Here's another fact that seems to contradict everything else I've written about so far.  Nationwide say that annual house inflation has fallen to 6.9%, from 9.7% the previous month.  Hang on, isn't house price inflation house prices GOING UP in value?  Very odd. 

Simon Robinson, Chief Economist at the Royal Institute of Chartered Accountants said "This data provides further evidence that the housing market is slowing sharply.......expect lower levels of activity rather than outright house price declines"

More worrying is the International Monetary Fund's assertions that the housing market is 40% overvalued.  What?  Do they mean every single house in Britain?  Or on average? 

They go to say, more reassuringly however, that they are predicting a 3% drop in values during 2008.  That sounds more like a minor correction to me.  Michael Coogan from the Council of Mortage Lenders says "the market is slowing, as we have always said it would at this time of year" which again means the RATE OF GROWTH is slowing....activity is slowing... 

The Bank of England's Mr King went on to say that he was ready to lend MORE (to the other banks and building societies presumably) to make sure major British banks have enough cash over the Christmas period. 

For what, I wonder?  To lend out to consumers?  To lend to the credit card companies so they can lend it to the consumers - usually at exhorbitant rates of interest (remember the teenager on the train I talked about who was about to accept a credit card at 37% APR?)

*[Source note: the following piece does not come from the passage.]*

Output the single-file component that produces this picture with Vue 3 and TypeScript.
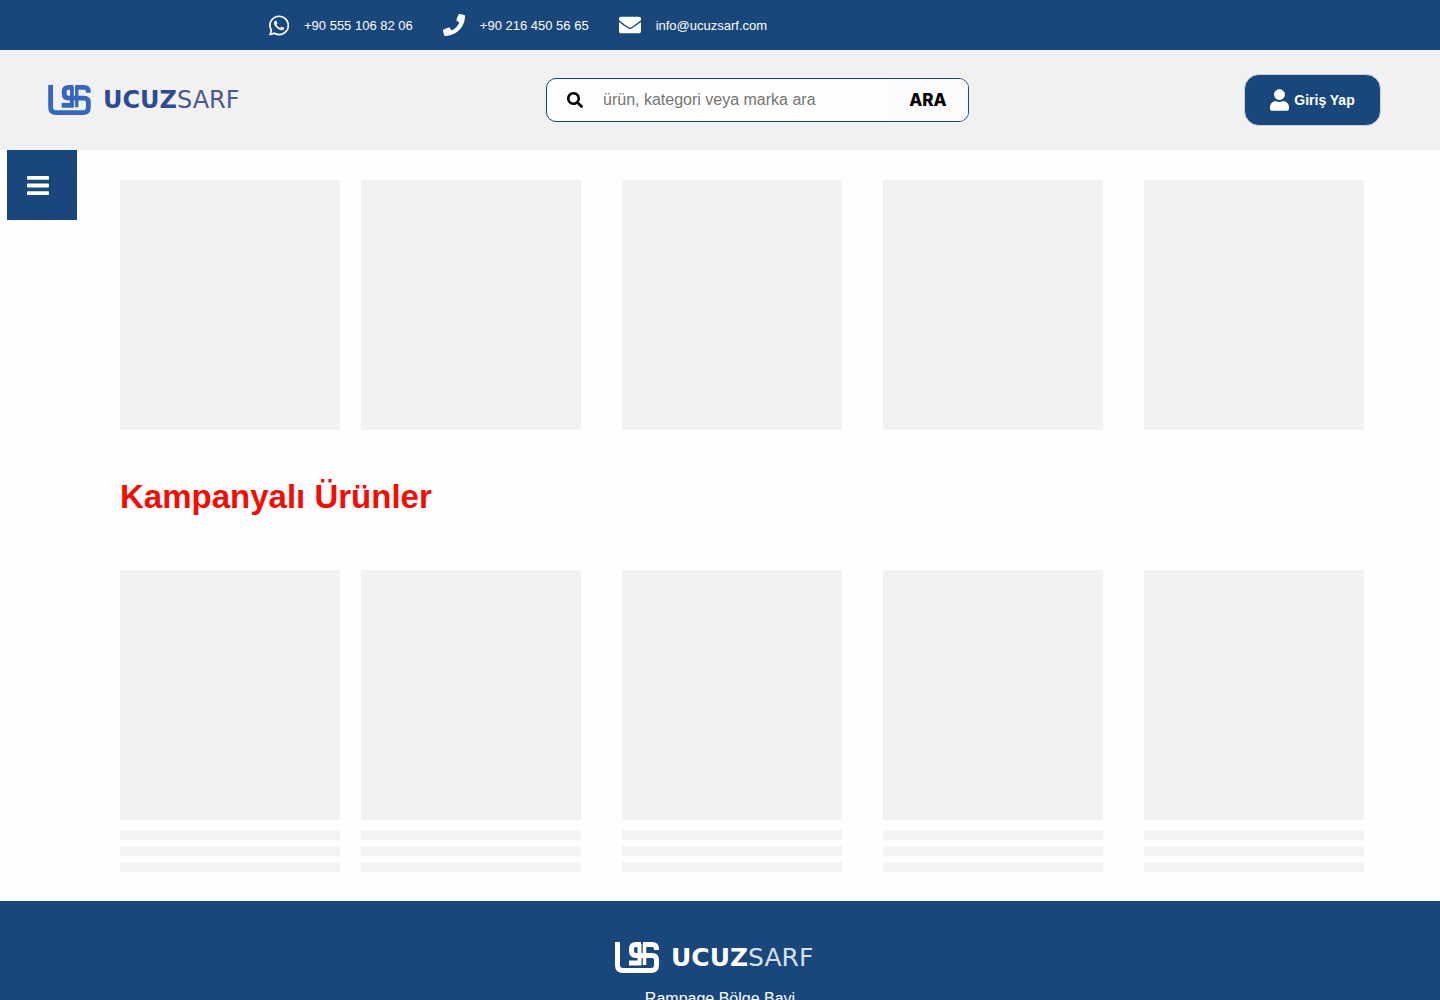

Or to make sure that savers taking their pennies out over Christmas to spend on presents don't get a nasty shock at the cashpoint!

This was almost the most worrying part of the whole article for me, I can tell you.  Is there not enough on deposit to cover my Christmas Present savings?  Is it all out on loan to those about to be repossessed?

That's much more worrying that a slowing up in the house price rise rate.  Don't you think?